Briefly Tanski considered moving McMillan to a more private location, but he knew he could not afford the seconds that could take. Instead, he and the EMTs cared for McMillan behind the Syracuse baseline. The game continued, punctuated by roars from the 27,553 in attendance.
McMillan’s heart was in a dangerous quivering rhythm known as ventricular fibrillation. An electrical shock, delivered by an automated external defibrillator, prompted it to begin beating somewhat normally again. His pulse returned. He began moving around. One of the paramedics started an IV, and McMillan was moved to the stretcher and wheeled to the ambulance.
He was half asleep, half awake and really confused by the time the ambulance got him to the adult emergency department at Upstate, where its director, Jeremy Joslin, MD, happened to be working that afternoon.
Joslin quickly connected McMillan to a monitor to watch his heart’s electrical activity, and he kept close watch on his blood pressure, which required some supportive medication. Hearts in healthy young people typically don’t stop beating except in cases of trauma, or if the heart grows abnormally large, or in the case of an electrical malfunction. Joslin summoned cardiologists and set about determining what caused McMillan’s heart problem.
A groggy McMillan kept asking the same question, not remembering the answer: Did SU win? Did they beat Virginia?
Tanski stopped at the emergency department after the game to check McMillan’s condition. Both emergency doctors marvel at the young man’s good fortune.
“If you put me in his shoes and I got to pick where I had this event, if it couldn’t be inside a hospital, I’d want it to be in the Dome,” Joslin said.
“The Dome is known for having good survival rates,” said Tanski, adding that the outcome surely would have been different if McMillan had been driving, or alone in his dorm room, when his heart stopped.
McMillan is from Ashland, in suburban Boston. His parents were away on Feb. 4, visiting a college with his younger brother. Somehow, the social worker in the emergency department – whom Joslin says regularly works miracles – tracked them down quickly.
While he remained hospitalized, McMillan underwent a series of tests to determine what caused his heart to stop beating. Structurally, his heart was normal. The problem appeared to be electrical. He recalled that he was still hooked to a heart monitor on Feb. 7 when SU traveled to South Carolina to play Clemson. As the clock ticked down to the 82-81 “buzzer beater” win, McMillan watched the lines of his heart rate spike.

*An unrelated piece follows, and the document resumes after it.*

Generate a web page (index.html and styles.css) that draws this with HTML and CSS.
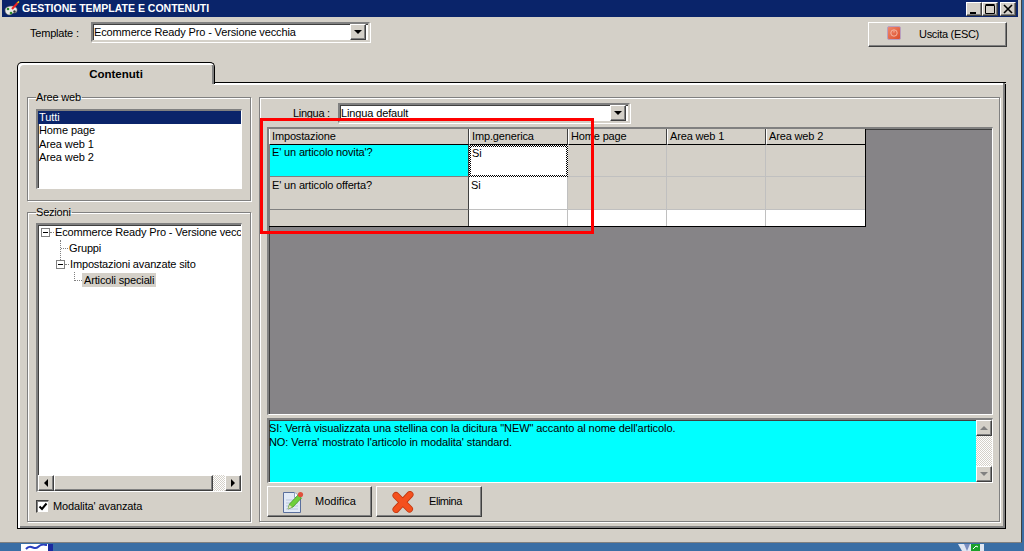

In a cardiac catheterization procedure the next day, cardiac electrophysiologist Tamas Szombathy, MD, determined that McMillan needed an implantable cardiac defibrillator, a small battery-powered device designed to shock him back to life if his heart ever stops beating again.
“I can definitely feel it in my chest,” McMillan says of the defibrillator. A month after its insertion, he says the bruising and swelling have subsided, but he still has the restriction against lifting his arm above his head to prevent the defibrillator system from being displaced.
What caused his heart to stop beating? “They think it’s a genetic thing,” McMillan said. He had blood drawn and met with a genetic counselor at Upstate. If other members of his family are found to have the same genetic mutation, and receive pre-emptive care, more than just McMillan’s life will have been saved that Feb. 4 day in the Dome.
McMillan missed several days of classes while he was in the hospital, but by the end of the month he was caught up with his studies. He was not allowed to play his saxophone again yet, but he did feel up to attending another Dome game on Feb. 22.
That was the Duke game. The Orange won with an epic 3-point basket sunk in the final second of the game. People started once again referring to the team as the “Cardiac Cuse.”
McMillan felt his heart racing. He was thrilled to be part of the court-storming, after-game celebration.
In more reflective moments, he’s grateful he was at the Dome game 18 days prior, where, after his heart stopped, he was brought back to life.